His famous statement that he would rather lose playing attractively than win through mediocre tactics is sometimes cited as evidence of romanticism or naivety, but that reading misses the point entirely, because he was not indifferent to winning — his record of titles makes that obvious — but was rather making a different claim: that the route to winning at the highest level was through the quality and freedom of the football rather than despite it, and that a team which genuinely believed in its own attacking principles was harder to beat consistently than a team which simply tried to frustrate the opposition. The São Paulo quadruple of 1993 is the most powerful argument in favour of that position, because they beat the best Europe had to offer twice in successive years and they did it playing football that he would have recognised and approved of instantly.

Those who worked with him consistently described a man of calm authority and genuine warmth, someone who communicated his ideas clearly and who had the rare quality of making players feel trusted and valued rather than merely deployed, and that quality — difficult to measure but absolutely real in its effects — was part of what made his teams function as cohesively as they did. Additionally, his long association with Atletico Mineiro, where he remains the record-holding coach with 434 matches, 235 wins, 122 draws, and 77 losses across multiple stints from 1970 to 1988, including a final Campeonato Mineiro title in 1988, reflects a loyalty and an emotional connection to the club from his home state that ran alongside his more celebrated work elsewhere.

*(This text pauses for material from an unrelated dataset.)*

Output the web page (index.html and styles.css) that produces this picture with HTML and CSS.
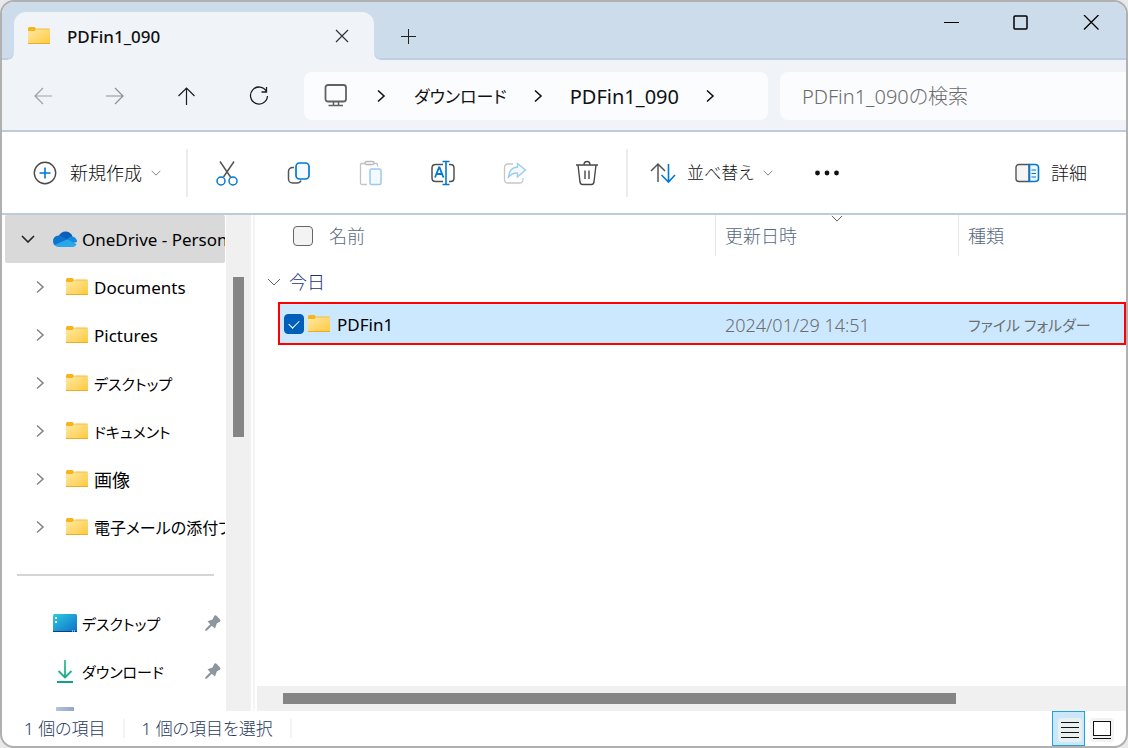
FILE: index.html
```html
<!DOCTYPE html>
<html lang="ja">
<head>
<meta charset="utf-8">
<meta name="viewport" content="width=device-width, initial-scale=1">
<title>PDFin1_090</title>
<link rel="stylesheet" href="styles.css">
</head>
<body>
<svg class="sprite" aria-hidden="true">
  <defs>
    <linearGradient id="folder-fill" x1="0" y1="0" x2="1" y2="1">
      <stop offset="0" stop-color="#ffe9a6"/><stop offset="1" stop-color="#ffc93c"/>
    </linearGradient>
    <linearGradient id="desk-fill" x1="0" y1="0" x2="1" y2="1">
      <stop offset="0" stop-color="#2ccbe0"/><stop offset="1" stop-color="#0f6fc8"/>
    </linearGradient>
    <linearGradient id="down-fill" gradientUnits="userSpaceOnUse" x1="0" y1="0" x2="0" y2="24">
      <stop offset="0" stop-color="#3cc68a"/><stop offset="1" stop-color="#0fa08c"/>
    </linearGradient>
    <linearGradient id="doc-fill" x1="0" y1="0" x2="1" y2="0">
      <stop offset="0" stop-color="#b4c4da"/><stop offset="1" stop-color="#8fa6c6"/>
    </linearGradient>
  </defs>
  <symbol id="folder" viewBox="0 0 24 20">
    <path d="M1 2.500Q1 1 2.500 1H7.500L9 2.500V6H1z" fill="#f7b51c"/>
    <path d="M1 5H7.500L9.500 3H22Q23 3 23 4V18H1z" fill="url(#folder-fill)"/>
    <path d="M9.500 3H22.500" stroke="#f2bd3a"/>
    <path d="M1 17.500H23" stroke="#efab21"/>
  </symbol>
  <symbol id="chev-right" viewBox="0 0 10 14"><path d="M2 1.500L8 7L2 12.500" fill="none" stroke="currentColor" stroke-width="1.600"/></symbol>
  <symbol id="chev-down" viewBox="0 0 14 8"><path d="M1 1L7 7L13 1" fill="none" stroke="currentColor"/></symbol>
  <symbol id="pin" viewBox="0 0 18 18"><path d="M10.500 1.500Q11.500 .8 12.500 1.700L16 5.500Q17 6.700 16 7.500L12.800 9.500L11 14.500L7.800 11.800L3 16.500L1 17L1.500 15L6.200 10.200L3.500 7.300L8.500 5.500z" fill="#8b979d"/></symbol>
</svg>

<div class="window">
  <header class="titlebar">
    <div class="tab">
      <svg class="folder" aria-hidden="true"><use href="#folder"/></svg>
      <span class="tab-title">PDFin1_090</span>
      <button class="tab-close" aria-label="タブを閉じる"><svg width="14" height="14" viewBox="0 0 14 14"><path d="M1 1L13 13M13 1L1 13" fill="none" stroke="#333" stroke-width="1.200"/></svg></button>
    </div>
    <button class="tab-new" aria-label="新しいタブ"><svg width="16" height="16" viewBox="0 0 16 16"><path d="M8.500 1V16M1 8.500H16" stroke="#222"/></svg></button>
    <div class="window-controls">
      <button aria-label="最小化"><svg width="16" height="16" viewBox="0 0 16 16"><path d="M1 7.500H16" stroke="#000"/></svg></button>
      <button aria-label="最大化"><svg width="16" height="16" viewBox="0 0 16 16"><rect x="1" y="1" width="13" height="13" rx="1" fill="none" stroke="#000" stroke-width="1.500"/></svg></button>
      <button aria-label="閉じる"><svg width="16" height="16" viewBox="0 0 16 16"><path d="M1 0L15.500 14.500M15.500 0L1 14.500" stroke="#000" stroke-width="1.300"/></svg></button>
    </div>
  </header>

  <nav class="navbar">
    <div class="nav-buttons">
      <button disabled aria-label="戻る"><svg width="20" height="20" viewBox="0 0 20 20"><path d="M19 10H2M10 2L2 10L10 18" fill="none" stroke="#9da0a3" stroke-width="1.200"/></svg></button>
      <button disabled aria-label="進む"><svg width="20" height="20" viewBox="0 0 20 20"><path d="M1 10H18M10 2L18 10L10 18" fill="none" stroke="#8e9194" stroke-width="1.200"/></svg></button>
      <button aria-label="上へ"><svg width="20" height="20" viewBox="0 0 20 20"><path d="M9.500 19V2M1.500 10L9.500 2L17.500 10" fill="none" stroke="#1c1c1c" stroke-width="1.200"/></svg></button>
      <button aria-label="最新の情報に更新"><svg width="20" height="20" viewBox="0 0 20 20"><path d="M17.500 5.500A8.500 8.500 0 1 0 18.500 10M17.500 1V6H12.500" fill="none" stroke="#1c1c1c" stroke-width="1.300"/></svg></button>
    </div>
    <div class="address">
      <svg class="pc" width="24" height="24" viewBox="0 0 24 24" aria-hidden="true"><rect x="1.500" y="1" width="20.500" height="16.500" rx="2.500" fill="none" stroke="#616161" stroke-width="1.800"/><path d="M9.500 18V21M14.500 18V21M4.500 21.500H19" stroke="#616161" stroke-width="1.500"/></svg>
      <svg class="crumb-sep first" aria-hidden="true"><use href="#chev-right"/></svg>
      <a href="#" class="crumb narrow">ダウンロード</a>
      <svg class="crumb-sep" aria-hidden="true"><use href="#chev-right"/></svg>
      <a href="#" class="crumb">PDFin1_090</a>
      <svg class="crumb-sep last" aria-hidden="true"><use href="#chev-right"/></svg>
    </div>
    <input class="search" type="search" placeholder="PDFin1_090の検索" aria-label="PDFin1_090の検索">
  </nav>

  <div class="toolbar" role="toolbar">
    <button class="tool labelled new">
      <svg width="24" height="24" viewBox="0 0 24 24" aria-hidden="true"><circle cx="12" cy="12" r="10.700" fill="none" stroke="#4a4a4a" stroke-width="1.400"/><path d="M12 6.500V17.500M6.500 12H17.500" stroke="#0078d4" stroke-width="1.600"/></svg>
      <span>新規作成</span>
      <svg class="caret" aria-hidden="true"><use href="#chev-down"/></svg>
    </button>
    <span class="divider"></span>
    <div class="tool-group">
      <button class="tool" aria-label="切り取り"><svg width="26" height="26" viewBox="0 0 26 26"><path d="M6 1.500L16.500 17M20 1.500L9.500 17" stroke="#555" stroke-width="1.500"/><g fill="#fff" stroke="#0078d4" stroke-width="1.500"><circle cx="7" cy="21" r="4"/><circle cx="19" cy="21" r="4"/></g></svg></button>
      <button class="tool" aria-label="コピー"><svg width="26" height="26" viewBox="0 0 26 26"><path d="M8 7.500H7A4 4 0 0 0 2.500 11.500V19A4 4 0 0 0 6.500 23H11Q14 23 15 20.500" fill="none" stroke="#555" stroke-width="1.500"/><rect x="10" y="3" width="13" height="16" rx="3.500" fill="#f4faff" stroke="#0078d4" stroke-width="1.700"/></svg></button>
      <button class="tool" disabled aria-label="貼り付け"><svg width="26" height="26" viewBox="0 0 26 26"><path d="M7 3.500H3.500Q2.500 3.500 2.500 4.500V23Q2.500 24.500 4 24.500H9M16 3.500H18.500Q19.500 3.500 19.500 4.500V6.500" fill="none" stroke="#c3c3c3" stroke-width="1.300"/><rect x="7" y="1.500" width="9" height="3" rx="1.500" fill="#fff" stroke="#b8b8b8" stroke-width="1.300"/><rect x="12" y="9" width="11" height="15.500" rx="1.500" fill="#f2f9ff" stroke="#9cc9ee" stroke-width="1.500"/></svg></button>
      <button class="tool" aria-label="名前の変更"><svg width="26" height="26" viewBox="0 0 26 26"><path d="M13 4.500H5.500Q2 4.500 2 8V18Q2 21.500 5.500 21.500H13M19 4.500H20.500Q24 4.500 24 8V18Q24 21.500 20.500 21.500H19" fill="none" stroke="#505050" stroke-width="1.500"/><path d="M5 17.500L9 7.500H9.500L13.500 17.500M6.500 14H12" fill="none" stroke="#0078d4" stroke-width="1.800"/><path d="M12.500 1.500H19.500M16 1.500V24.500M12.500 24.500H19.500" stroke="#0078d4" stroke-width="1.600"/></svg></button>
      <button class="tool" disabled aria-label="共有"><svg width="26" height="26" viewBox="0 0 26 26"><path d="M11 4H6Q2.500 4 2.500 7.500V19.500Q2.500 23 6 23H17.500Q21 23 21 19.500V18" fill="none" stroke="#c6c6c6" stroke-width="1.300"/><path d="M15.500 3.500L23.500 10L15.500 17V13Q10.500 12.500 6.500 17Q7.500 7.500 15.500 7z" fill="#f4faff" stroke="#9fcced" stroke-width="1.400"/></svg></button>
      <button class="tool" aria-label="削除"><svg width="26" height="26" viewBox="0 0 26 26"><path d="M2 5H24M10 5Q10 1.500 13 1.500T16 5M4 5L6 22Q6.500 24.500 8.500 24.500H17.500Q19.500 24.500 20 22L22 5M11 10.500V19M15 10.500V19" fill="none" stroke="#484848" stroke-width="1.400"/></svg></button>
    </div>
    <span class="divider"></span>
    <button class="tool labelled sort">
      <svg width="26" height="22" viewBox="0 0 26 22" aria-hidden="true"><path d="M8 20V2.500M1 9L8 2L15 9" fill="none" stroke="#555" stroke-width="1.500"/><path d="M18.500 2V19.500M11.500 13L18.500 20L25 13" fill="none" stroke="#0078d4" stroke-width="1.600"/></svg>
      <span>並べ替え</span>
      <svg class="caret" aria-hidden="true"><use href="#chev-down"/></svg>
    </button>
    <button class="tool more" aria-label="もっと見る"><svg width="26" height="6" viewBox="0 0 26 6"><g fill="#111"><circle cx="3.500" cy="3" r="2.400"/><circle cx="13" cy="3" r="2.400"/><circle cx="22.500" cy="3" r="2.400"/></g></svg></button>
    <button class="tool labelled details">
      <svg width="26" height="20" viewBox="0 0 26 20" aria-hidden="true"><path d="M15 1.500H5Q2 1.500 2 4.500V15.500Q2 18.500 5 18.500H15z" fill="#f5f5f5" stroke="#555" stroke-width="1.400"/><path d="M15.500 1.500H21Q24.500 1.500 24.500 4.500V15.500Q24.500 18.500 21 18.500H15.500z" fill="#eef7ff" stroke="#0078d4" stroke-width="1.600"/><path d="M17.500 7H22M17.500 10.500H22M17.500 14H22" stroke="#0078d4" stroke-width="1.200"/></svg>
      <span>詳細</span>
    </button>
  </div>

  <div class="content">
    <aside class="sidebar">
      <div class="tree">
        <a href="#" class="node root">
          <svg class="expander" viewBox="0 0 14 8" aria-hidden="true"><path d="M1 1L7 7L13 1" fill="none" stroke="#222" stroke-width="1.600"/></svg>
          <svg class="place" width="24" height="18" viewBox="0 0 24 18" aria-hidden="true"><path d="M5.500 6.500Q8 1.500 12.500 1.500Q17.500 1.500 19.500 6.500L13 11z" fill="#0a5fb8"/><path d="M0 11.500Q0 6 5.500 5.500Q8 5.500 10 7L17 11L2 15.500Q0 14 0 11.500z" fill="#1073ce"/><path d="M14 9.500Q16 6.500 19.500 6.500Q24 7.500 24 12L20 13z" fill="#1389df"/><path d="M1.500 15L14 9.500L23.500 14Q22.500 17 19.500 17H5.500Q3 17 1.500 15z" fill="#28a8ea"/></svg>
          <span>OneDrive - Personal</span>
        </a>
        <a href="#" class="node"><svg class="expander" aria-hidden="true"><use href="#chev-right"/></svg><svg class="folder" aria-hidden="true"><use href="#folder"/></svg><span>Documents</span></a>
        <a href="#" class="node"><svg class="expander" aria-hidden="true"><use href="#chev-right"/></svg><svg class="folder" aria-hidden="true"><use href="#folder"/></svg><span>Pictures</span></a>
        <a href="#" class="node narrow-kana"><svg class="expander" aria-hidden="true"><use href="#chev-right"/></svg><svg class="folder" aria-hidden="true"><use href="#folder"/></svg><span>デスクトップ</span></a>
        <a href="#" class="node narrow-kana"><svg class="expander" aria-hidden="true"><use href="#chev-right"/></svg><svg class="folder" aria-hidden="true"><use href="#folder"/></svg><span>ドキュメント</span></a>
        <a href="#" class="node kanji"><svg class="expander" aria-hidden="true"><use href="#chev-right"/></svg><svg class="folder" aria-hidden="true"><use href="#folder"/></svg><span>画像</span></a>
        <a href="#" class="node mixed"><svg class="expander" aria-hidden="true"><use href="#chev-right"/></svg><svg class="folder" aria-hidden="true"><use href="#folder"/></svg><span>電子メールの添付ファイル</span></a>
        <hr class="tree-rule">
        <a href="#" class="node pinned narrow-kana">
          <svg class="place" width="24" height="18" viewBox="0 0 24 18" aria-hidden="true"><rect width="24" height="18" rx="1.500" fill="url(#desk-fill)"/><path d="M0 17H24V18H0z" fill="#0a3f7e"/><path d="M2 3H4V5H2zM2 7H4V9H2z" fill="#fff"/><path d="M19 17H20M21 17H22" stroke="#fff"/></svg>
          <span>デスクトップ</span><svg class="pin" aria-label="ピン留め"><use href="#pin"/></svg>
        </a>
        <a href="#" class="node pinned narrow-kana">
          <svg class="place" width="24" height="24" viewBox="0 0 24 24" aria-hidden="true"><path d="M12 1V18M5.500 12L12 18.500L18.500 12M4 23H20" fill="none" stroke="url(#down-fill)" stroke-width="1.800"/></svg>
          <span>ダウンロード</span><svg class="pin" aria-label="ピン留め"><use href="#pin"/></svg>
        </a>
        <a href="#" class="node pinned" aria-label="ドキュメント">
          <svg class="place" width="24" height="24" viewBox="0 0 24 24" aria-hidden="true"><rect x="3" y="0" width="18" height="24" rx="1" fill="url(#doc-fill)"/></svg>
        </a>
      </div>
      <div class="vscroll"><div class="vthumb"></div></div>
    </aside>

    <main class="files">
      <table class="list">
        <thead>
          <tr>
            <th scope="col" class="name-head"><input type="checkbox" class="check" id="all" aria-label="すべて選択"><label for="all">名前</label></th>
            <th scope="col" class="sorted"><svg class="sort-mark" width="12" height="7" aria-hidden="true"><use href="#chev-down"/></svg>更新日時</th>
            <th scope="col">種類</th>
          </tr>
        </thead>
        <tbody>
          <tr class="group"><th colspan="3" scope="rowgroup"><svg width="14" height="8" aria-hidden="true"><use href="#chev-down"/></svg>今日</th></tr>
          <tr class="selected">
            <td class="name-cell"><input type="checkbox" class="check" id="row1" checked><svg class="folder" aria-hidden="true"><use href="#folder"/></svg><label for="row1">PDFin1</label></td>
            <td class="date">2024/01/29 14:51</td>
            <td class="narrow-kana">ファイル フォルダー</td>
          </tr>
        </tbody>
      </table>
      <div class="hscroll"><div class="hthumb"></div></div>
    </main>
  </div>

  <footer class="status">
    <span class="count">1 個の項目</span>
    <span class="count">1 個の項目を選択</span>
    <div class="views">
      <button class="view active" aria-label="詳細表示"><svg width="24" height="24" viewBox="0 0 24 24"><rect width="24" height="24" rx="4" fill="#e8f0f2"/><path d="M3 4.500H21M3 9.500H21M3 14.500H21M3 19.500H21" stroke="#111"/></svg></button>
      <button class="view" aria-label="大アイコン"><svg width="24" height="24" viewBox="0 0 24 24"><rect width="24" height="24" rx="4" fill="#f3f3f3"/><rect x="3.500" y="3.500" width="17" height="14" fill="#fff" stroke="#111"/><path d="M3 20.500H21" stroke="#111"/></svg></button>
    </div>
  </footer>
</div>
</body>
</html>
```
FILE: styles.css
```css
* { box-sizing: border-box; }

body {
  margin: 0;
  background: #e9e9e9;
  color: #111;
  font-family: "Noto Sans", "Noto Sans CJK JP", sans-serif;
  font-size: 17px;
  line-height: 24px;
  font-feature-settings: "palt";
}

button {
  display: flex;
  align-items: center;
  justify-content: center;
  padding: 0;
  border: 0;
  background: none;
  color: inherit;
  font: inherit;
}

a { color: inherit; text-decoration: none; }
svg { flex: none; display: block; }

.sprite { position: absolute; width: 0; height: 0; }
.folder { width: 24px; height: 20px; }

.window {
  display: flex;
  flex-direction: column;
  height: 100vh;
  overflow: hidden;
  border: 2px solid #b0b0b0;
  border-radius: 14px;
  background: #fff;
}

/* Title bar */
.titlebar {
  display: flex;
  flex: none;
  height: 58px;
  padding-left: 12px;
  background: linear-gradient(#cddcea 56px, #bfcfe0 56px);
}

.tab {
  position: relative;
  display: flex;
  align-items: center;
  width: 360px;
  height: 48px;
  margin-top: 10px;
  padding: 0 13px;
  border-radius: 12px 12px 0 0;
  background: #f0f4f9;
}

.tab::before,
.tab::after {
  content: "";
  position: absolute;
  bottom: 0;
  width: 6px;
  height: 6px;
}

.tab::before { right: 100%; background: radial-gradient(circle at 0 0, #cddcea 4px, #bfcfe0 5px, #f0f4f9 6px); }
.tab::after { left: 100%; background: radial-gradient(circle at 100% 0, #cddcea 4px, #bfcfe0 5px, #f0f4f9 6px); }

.tab-title { flex: 1; margin-left: 16px; padding-top: 1px; font-weight: 500; }
.tab-close { width: 38px; height: 36px; }
.tab-new { width: 68px; height: 48px; margin-top: 10px; }
.window-controls { display: flex; margin-left: auto; height: 42px; }
.window-controls button { width: 70px; }

/* Navigation bar */
.navbar {
  display: grid;
  grid-template-columns: 302px 464fr 12px 346fr;
  flex: none;
  align-items: center;
  height: 72px;
  padding-top: 2px;
  background: #f0f4f9;
  border-bottom: 2px solid #bdcbdb;
}

.nav-buttons { display: flex; padding-left: 5px; }
.nav-buttons button { width: 72px; height: 48px; }

.address {
  display: flex;
  align-items: center;
  min-width: 0;
  height: 48px;
  padding-left: 20px;
  border-radius: 8px;
  background: #fbfcfe;
  font-size: 20px;
}

.crumb { padding-top: 1px; white-space: nowrap; }
.crumb.narrow { font-size: 17px; }
.crumb-sep { width: 10px; height: 14px; margin: 0 27px 0 26px; }
.crumb-sep.first { margin: 0 28px; }

.search {
  grid-column: 4;
  width: 100%;
  min-width: 0;
  height: 48px;
  padding: 1px 22px 0;
  border: 0;
  border-radius: 8px 0 0 8px;
  background: #fbfcfe;
  font: inherit;
  font-size: 20px;
  font-feature-settings: inherit;
}

.search::placeholder { color: #6b6b6b; opacity: 1; font-weight: 300; }

/* Command bar */
.toolbar {
  display: flex;
  flex: none;
  align-items: center;
  height: 83px;
  padding-left: 31px;
  border-bottom: 2px solid #bdcbdb;
}

.tool { height: 48px; }
.tool-group { display: flex; padding: 0 3px; }
.tool-group .tool { width: 72px; }
.labelled { font-size: 18px; font-weight: 300; }
.labelled span { margin: 0 9px 0 13px; white-space: nowrap; }
.caret { width: 10px; height: 6px; color: #555; }
.new { margin-right: 25px; }
.divider { width: 2px; height: 48px; background: #ececec; }
.sort { padding-left: 22px; font-size: 17px; }
.sort span { margin-left: 11px; }
.more { width: 26px; margin-left: 41px; }
.details { margin: 0 39px 0 auto; }
.details span { margin-right: 0; margin-left: 11px; }

/* Content */
.content { display: flex; flex: 1; min-height: 0; }

.sidebar {
  display: flex;
  flex: none;
  width: 253px;
  border-right: 2px solid #f5f5f5;
  padding-right: 2px;
}

.tree { width: 224px; padding: 0 1px 0 3px; overflow: hidden; }

.node {
  display: flex;
  align-items: center;
  height: 48px;
  padding-left: 30px;
  overflow: hidden;
  white-space: nowrap;
  color: #000;
}

.node span { padding-top: 1px; }
.node .expander { width: 10px; height: 14px; color: #858585; }
.node .folder { margin: 0 5px 0 20px; }
.root { padding-left: 16px; border-radius: 2px; background: #d9d9d9; }
.root .expander { width: 14px; height: 8px; }
.root .place { margin-left: 18px; }
.place { margin-right: 5px; }
.narrow-kana { font-size: 15px; }
.mixed { font-size: 16px; }
.kanji { font-size: 18px; }
.pinned { padding-left: 48px; }
.pin { width: 18px; height: 18px; margin: 0 3px 0 auto; }

.tree-rule {
  height: 2px;
  margin: 23px 11px 23px 12px;
  border: 0;
  background: #d5d5d5;
}

.vscroll { width: 25px; padding: 62px 7px 0; background: #f0f0f0; }
.vthumb { height: 160px; background: #858585; }

.files { display: flex; flex: 1; flex-direction: column; min-width: 0; padding-left: 2px; }

.list { display: block; flex: 1; min-height: 0; }
.list thead,
.list tbody { display: block; }

.list tr {
  display: grid;
  grid-template-columns: 437fr 243fr 168fr;
  margin-left: 21px;
}

.list th,
.list td {
  display: flex;
  align-items: center;
  padding: 0 0 0 10px;
  text-align: left;
  white-space: nowrap;
}

.list thead th {
  position: relative;
  height: 41px;
  padding-left: 9px;
  border-left: 1px solid #e5e5e5;
  color: #56697f;
  font-size: 18px;
  font-weight: 300;
}

.list thead .name-head { padding-left: 15px; border-left: 0; }
.name-head label { margin-left: 16px; }
.sort-mark { position: absolute; top: 0; left: 50%; margin-left: -6px; color: #444; }

.list .group { grid-template-columns: 1fr; margin: 4px 0 0 10px; }
.list .group th { gap: 8px; height: 42px; padding: 2px 0 0; color: #1c3382; font-size: 18px; font-weight: 300; }
.group svg { color: #666; }

.list .selected {
  height: 43px;
  background: #cce8ff;
  outline: 2px solid #f00;
  outline-offset: -2px;
}

.list .selected td { padding-top: 2px; color: #6d6d6d; }
.list .selected .name-cell { padding: 0 0 0 6px; color: #000; }
.name-cell .folder { margin: 0 6px 0 3px; }
.name-cell label { padding-top: 2px; }
.date { font-size: 18px; font-weight: 300; }

.check {
  appearance: none;
  width: 20px;
  height: 20px;
  margin: 0;
  border: 1px solid #666;
  border-radius: 4px;
  background: #f3f3f3;
}

.check:checked {
  display: grid;
  place-items: center;
  border-color: #005fb8;
  background: #005fb8;
}

.check:checked::before {
  content: "";
  width: 9px;
  height: 5px;
  border: solid #fff;
  border-width: 0 0 1px 1px;
  transform: translateY(-1px) rotate(-45deg);
}

.hscroll { flex: none; padding: 7px 170px 7px 26px; background: #f0f0f0; }
.hthumb { height: 11px; background: #858585; }

/* Status bar */
.status {
  display: flex;
  flex: none;
  align-items: center;
  height: 35px;
  padding-left: 5px;
  color: #1e395b;
}

.count { padding: 1px 17px 0; border-right: 2px solid #f3f3f3; line-height: 18px; font-weight: 300; white-space: nowrap; }
.views { display: flex; margin-left: auto; padding-right: 8px; }
.view { width: 33px; height: 35px; padding-top: 2px; }
.view.active { padding-left: 2px; border: 1px solid #26a0da; background: #cce8f8; }
```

He also returned to Fluminense briefly in 1989 and managed Palmeiras in two separate spells, in 1979–1980 and 1990, and took charge of Flamengo in 1988–1989, winning the Taca Guanabara there in 1989, so the breadth of his experience across the major clubs of Brazilian football was almost unparalleled, and each posting added something to the understanding and the confidence that he brought to Sao Paulo in October 1990 when the most remarkable chapter of all began.